Pollster Scarlett Maguire, founder of Merlin Strategy, said: “With higher energy bills and a recent energy crisis, Brits are looking for an abundance of energy supply here in the U.K., and are becoming more open minded as to what that could look like.”
But her company’s poll also found ongoing concerns about fracking. “The public are worried about its safety, and further messaging on its risk could cause support to fall,” Maguire said.
Give it a go
Even Reform’s chief attack dog admitted the plans could yet come unstuck, no matter the billions he thinks fracking might unlock.

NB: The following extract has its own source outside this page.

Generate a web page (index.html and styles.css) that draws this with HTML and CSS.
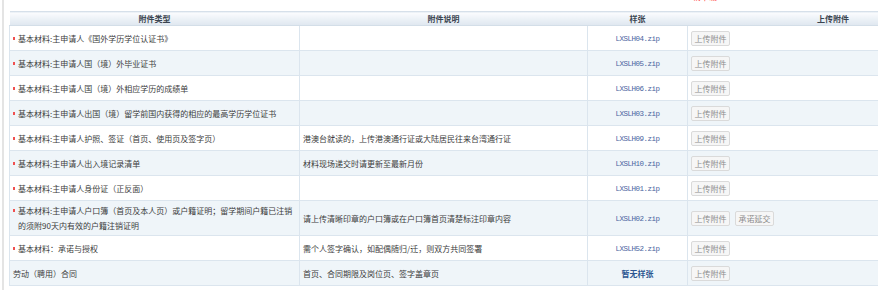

“The way through [local opposition] is to have a couple of test wells for a couple [of] years,” Tice said, “using different extraction techniques, under independent supervision and monitoring, so that one can show to people it can be done safely. I think that is the way through it.
“And, cards on the table — if you do a couple of test wells and, in a sense, for whatever reason, it doesn’t work out, then my hands are up, and I’ll say: ‘It was the right strategy to try, it doesn’t work, but at least we’ve tried and we know.’ That’s my position.”
If Reform can find a way to win the political battles, it will also have to show it was right about bringing down bills for hard-pressed voters. And the impact of even extensive fracking on energy bills is disputed.
The U.K.’s gas price is largely determined by Europe-wide supply and demand, as well as the global market for liquefied natural gas shipped across oceans.
In theory, significantly higher U.K. domestic production could lower wholesale gas prices enough to shift household energy bills, said one energy industry expert, granted anonymity to discuss a politically sensitive topic.
But even in this “most boosterish but still-credible scenario,” they said, it would “knock gas bills down by maybe a fiver or a tenner per year at peak.”
It is more likely to raise government revenue than cut bills, the industry expert added. And then only “if it works at scale … which is uncertain.”